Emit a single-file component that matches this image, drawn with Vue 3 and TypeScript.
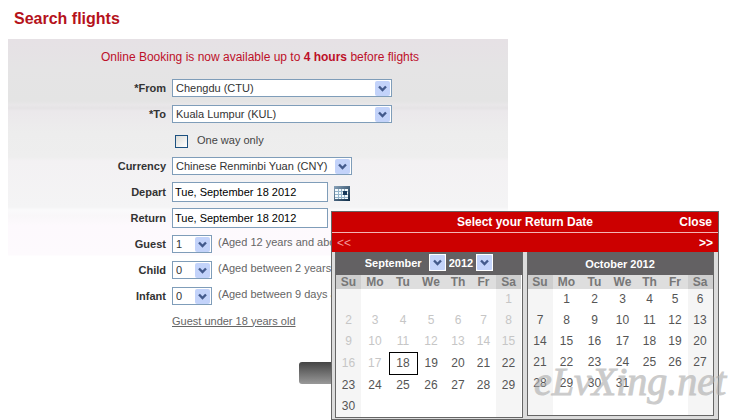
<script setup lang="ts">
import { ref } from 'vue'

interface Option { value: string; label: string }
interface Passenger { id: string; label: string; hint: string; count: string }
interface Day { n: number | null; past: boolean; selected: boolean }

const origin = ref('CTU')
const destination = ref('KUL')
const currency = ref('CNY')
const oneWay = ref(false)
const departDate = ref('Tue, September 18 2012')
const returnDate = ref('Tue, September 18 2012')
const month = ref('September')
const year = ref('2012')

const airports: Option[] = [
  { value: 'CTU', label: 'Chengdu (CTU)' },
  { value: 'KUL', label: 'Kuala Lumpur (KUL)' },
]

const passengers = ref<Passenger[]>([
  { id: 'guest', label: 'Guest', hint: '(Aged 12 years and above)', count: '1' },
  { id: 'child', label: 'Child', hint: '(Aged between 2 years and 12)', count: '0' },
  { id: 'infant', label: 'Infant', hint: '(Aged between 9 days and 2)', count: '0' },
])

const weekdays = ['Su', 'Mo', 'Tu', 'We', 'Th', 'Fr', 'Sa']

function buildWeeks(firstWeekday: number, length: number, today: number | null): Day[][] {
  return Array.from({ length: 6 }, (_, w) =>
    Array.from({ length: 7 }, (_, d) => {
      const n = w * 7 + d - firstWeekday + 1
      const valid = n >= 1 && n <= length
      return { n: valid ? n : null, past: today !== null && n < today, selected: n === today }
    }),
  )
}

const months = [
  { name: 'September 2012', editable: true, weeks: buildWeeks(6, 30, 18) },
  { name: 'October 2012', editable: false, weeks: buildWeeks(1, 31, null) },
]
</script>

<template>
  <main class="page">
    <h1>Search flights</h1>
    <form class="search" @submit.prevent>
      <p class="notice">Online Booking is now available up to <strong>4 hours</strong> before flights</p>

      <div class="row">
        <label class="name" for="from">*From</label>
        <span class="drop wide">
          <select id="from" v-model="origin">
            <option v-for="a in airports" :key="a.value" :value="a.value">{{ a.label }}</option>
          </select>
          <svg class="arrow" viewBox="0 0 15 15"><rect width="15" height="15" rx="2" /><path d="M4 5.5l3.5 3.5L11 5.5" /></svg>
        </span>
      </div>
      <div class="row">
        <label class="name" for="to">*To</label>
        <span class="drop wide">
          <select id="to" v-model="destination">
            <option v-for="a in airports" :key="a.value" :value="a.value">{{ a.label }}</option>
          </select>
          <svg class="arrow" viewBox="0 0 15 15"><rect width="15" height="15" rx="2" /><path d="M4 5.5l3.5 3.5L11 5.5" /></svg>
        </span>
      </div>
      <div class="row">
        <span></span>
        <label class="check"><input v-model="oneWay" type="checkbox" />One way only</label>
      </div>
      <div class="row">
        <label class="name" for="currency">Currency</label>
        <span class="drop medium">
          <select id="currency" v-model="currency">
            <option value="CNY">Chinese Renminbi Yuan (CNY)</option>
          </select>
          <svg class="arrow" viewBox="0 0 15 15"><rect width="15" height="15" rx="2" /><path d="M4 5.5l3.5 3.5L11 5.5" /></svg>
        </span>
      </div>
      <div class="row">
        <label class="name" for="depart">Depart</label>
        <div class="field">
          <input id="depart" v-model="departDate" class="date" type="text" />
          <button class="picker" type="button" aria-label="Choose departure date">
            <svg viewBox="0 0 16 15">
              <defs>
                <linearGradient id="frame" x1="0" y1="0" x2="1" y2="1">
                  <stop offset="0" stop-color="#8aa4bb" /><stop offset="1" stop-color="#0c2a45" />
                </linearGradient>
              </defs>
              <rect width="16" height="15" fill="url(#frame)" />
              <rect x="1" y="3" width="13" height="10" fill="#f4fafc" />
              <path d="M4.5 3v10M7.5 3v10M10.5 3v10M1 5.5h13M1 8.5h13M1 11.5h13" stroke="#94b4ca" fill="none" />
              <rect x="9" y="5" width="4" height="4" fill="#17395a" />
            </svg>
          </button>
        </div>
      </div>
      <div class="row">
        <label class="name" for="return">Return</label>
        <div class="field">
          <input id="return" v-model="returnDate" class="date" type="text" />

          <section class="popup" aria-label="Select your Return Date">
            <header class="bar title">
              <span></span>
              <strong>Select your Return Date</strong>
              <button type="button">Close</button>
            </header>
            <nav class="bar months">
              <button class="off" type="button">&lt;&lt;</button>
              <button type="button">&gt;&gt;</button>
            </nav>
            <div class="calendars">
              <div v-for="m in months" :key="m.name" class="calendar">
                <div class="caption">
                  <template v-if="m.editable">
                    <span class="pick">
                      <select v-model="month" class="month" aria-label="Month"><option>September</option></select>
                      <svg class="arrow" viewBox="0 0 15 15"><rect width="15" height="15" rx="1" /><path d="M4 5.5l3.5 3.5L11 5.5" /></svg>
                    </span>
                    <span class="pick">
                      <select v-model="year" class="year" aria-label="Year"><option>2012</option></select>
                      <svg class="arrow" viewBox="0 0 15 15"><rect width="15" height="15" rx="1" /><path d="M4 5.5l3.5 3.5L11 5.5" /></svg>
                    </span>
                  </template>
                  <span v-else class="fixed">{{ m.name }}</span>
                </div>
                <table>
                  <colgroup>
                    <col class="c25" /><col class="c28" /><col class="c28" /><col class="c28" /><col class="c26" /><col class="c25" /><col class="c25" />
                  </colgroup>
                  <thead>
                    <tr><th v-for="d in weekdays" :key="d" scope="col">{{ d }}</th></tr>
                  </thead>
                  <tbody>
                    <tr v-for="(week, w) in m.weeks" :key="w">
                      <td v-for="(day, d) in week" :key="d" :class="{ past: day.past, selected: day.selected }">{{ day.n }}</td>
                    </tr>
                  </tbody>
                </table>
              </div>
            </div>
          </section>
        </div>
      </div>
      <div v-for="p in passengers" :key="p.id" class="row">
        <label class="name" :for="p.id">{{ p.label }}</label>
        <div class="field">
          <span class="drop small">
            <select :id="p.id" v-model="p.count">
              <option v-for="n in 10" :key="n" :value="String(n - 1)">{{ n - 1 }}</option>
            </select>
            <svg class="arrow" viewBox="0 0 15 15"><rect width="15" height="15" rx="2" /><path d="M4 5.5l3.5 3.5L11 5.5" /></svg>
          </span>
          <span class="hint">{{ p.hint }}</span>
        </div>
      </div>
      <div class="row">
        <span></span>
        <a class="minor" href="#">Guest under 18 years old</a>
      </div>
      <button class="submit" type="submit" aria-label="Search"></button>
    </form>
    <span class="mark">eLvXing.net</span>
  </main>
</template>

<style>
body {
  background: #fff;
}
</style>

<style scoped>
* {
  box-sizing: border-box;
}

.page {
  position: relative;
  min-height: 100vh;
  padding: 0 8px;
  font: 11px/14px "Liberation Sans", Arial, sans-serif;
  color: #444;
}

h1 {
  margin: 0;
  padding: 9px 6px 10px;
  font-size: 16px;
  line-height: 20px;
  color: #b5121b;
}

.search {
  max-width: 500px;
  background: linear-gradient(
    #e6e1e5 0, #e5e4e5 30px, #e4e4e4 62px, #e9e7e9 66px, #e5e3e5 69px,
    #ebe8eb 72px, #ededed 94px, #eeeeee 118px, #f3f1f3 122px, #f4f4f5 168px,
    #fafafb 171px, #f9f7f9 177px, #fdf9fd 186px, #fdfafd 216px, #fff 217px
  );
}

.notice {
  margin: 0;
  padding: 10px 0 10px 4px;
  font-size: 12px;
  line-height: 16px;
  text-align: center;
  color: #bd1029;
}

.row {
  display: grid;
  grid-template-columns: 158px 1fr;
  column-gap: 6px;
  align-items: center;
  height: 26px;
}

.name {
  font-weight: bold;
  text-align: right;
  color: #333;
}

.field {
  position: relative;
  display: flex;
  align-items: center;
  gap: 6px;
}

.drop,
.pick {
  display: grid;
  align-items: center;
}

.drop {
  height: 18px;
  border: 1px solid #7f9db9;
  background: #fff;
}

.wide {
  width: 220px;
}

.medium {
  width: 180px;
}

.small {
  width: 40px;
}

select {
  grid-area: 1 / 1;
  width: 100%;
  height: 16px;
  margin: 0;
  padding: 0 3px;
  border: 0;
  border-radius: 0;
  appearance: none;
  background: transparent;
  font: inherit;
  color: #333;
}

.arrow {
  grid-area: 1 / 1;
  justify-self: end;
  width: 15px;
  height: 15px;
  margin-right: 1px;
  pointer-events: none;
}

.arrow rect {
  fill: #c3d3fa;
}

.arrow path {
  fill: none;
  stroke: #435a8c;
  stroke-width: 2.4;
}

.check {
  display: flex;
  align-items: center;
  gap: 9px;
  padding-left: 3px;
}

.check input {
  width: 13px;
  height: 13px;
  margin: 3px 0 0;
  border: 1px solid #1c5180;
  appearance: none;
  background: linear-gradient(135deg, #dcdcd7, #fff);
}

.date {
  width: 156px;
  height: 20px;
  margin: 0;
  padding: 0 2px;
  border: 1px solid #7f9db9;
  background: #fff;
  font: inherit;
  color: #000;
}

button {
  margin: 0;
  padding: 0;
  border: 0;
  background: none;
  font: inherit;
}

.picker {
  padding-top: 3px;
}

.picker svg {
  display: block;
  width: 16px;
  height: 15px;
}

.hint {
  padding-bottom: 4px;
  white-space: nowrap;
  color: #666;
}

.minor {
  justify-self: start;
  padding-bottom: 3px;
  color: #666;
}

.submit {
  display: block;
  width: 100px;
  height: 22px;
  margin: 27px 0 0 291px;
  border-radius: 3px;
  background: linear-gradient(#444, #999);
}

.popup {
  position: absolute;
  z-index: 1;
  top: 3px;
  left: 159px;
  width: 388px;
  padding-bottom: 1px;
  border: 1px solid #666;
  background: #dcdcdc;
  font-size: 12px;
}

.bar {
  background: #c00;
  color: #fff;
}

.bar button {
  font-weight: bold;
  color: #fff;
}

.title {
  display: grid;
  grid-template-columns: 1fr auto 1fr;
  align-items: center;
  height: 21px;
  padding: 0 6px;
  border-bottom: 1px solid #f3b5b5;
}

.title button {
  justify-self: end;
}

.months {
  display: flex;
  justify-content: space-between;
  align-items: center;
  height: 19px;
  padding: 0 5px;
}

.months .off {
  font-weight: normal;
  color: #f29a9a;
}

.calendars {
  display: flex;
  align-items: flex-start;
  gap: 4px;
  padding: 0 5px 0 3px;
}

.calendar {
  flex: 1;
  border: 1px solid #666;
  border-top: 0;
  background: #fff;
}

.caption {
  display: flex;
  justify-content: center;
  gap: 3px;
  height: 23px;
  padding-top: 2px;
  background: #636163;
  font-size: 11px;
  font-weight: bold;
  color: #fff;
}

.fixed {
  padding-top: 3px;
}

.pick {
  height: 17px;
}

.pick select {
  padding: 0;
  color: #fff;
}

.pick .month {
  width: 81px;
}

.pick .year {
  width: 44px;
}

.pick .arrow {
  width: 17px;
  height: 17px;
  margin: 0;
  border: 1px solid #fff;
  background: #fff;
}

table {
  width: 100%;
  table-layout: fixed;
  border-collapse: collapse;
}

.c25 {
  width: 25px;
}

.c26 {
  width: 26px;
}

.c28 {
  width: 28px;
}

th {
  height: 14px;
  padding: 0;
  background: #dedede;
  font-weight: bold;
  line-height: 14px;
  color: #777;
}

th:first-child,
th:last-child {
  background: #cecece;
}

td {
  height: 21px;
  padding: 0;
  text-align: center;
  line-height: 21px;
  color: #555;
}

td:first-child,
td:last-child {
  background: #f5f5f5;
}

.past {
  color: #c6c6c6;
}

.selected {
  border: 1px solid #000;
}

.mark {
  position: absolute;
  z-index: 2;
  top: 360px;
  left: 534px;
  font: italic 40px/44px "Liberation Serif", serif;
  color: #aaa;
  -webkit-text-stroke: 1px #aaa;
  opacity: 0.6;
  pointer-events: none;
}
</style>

▬▬▬

Starting at the first line of the material, output exactly the lines up to and including the one with "n: number |". Do not include the pictures.

- THE COMPLETED TASK:
Emit a single-file component that matches this image, drawn with Vue 3 and TypeScript.
<script setup lang="ts">
import { ref } from 'vue'

interface Option { value: string; label: string }
interface Passenger { id: string; label: string; hint: string; count: string }
interface Day { n: number | null; past: boolean; selected: boolean }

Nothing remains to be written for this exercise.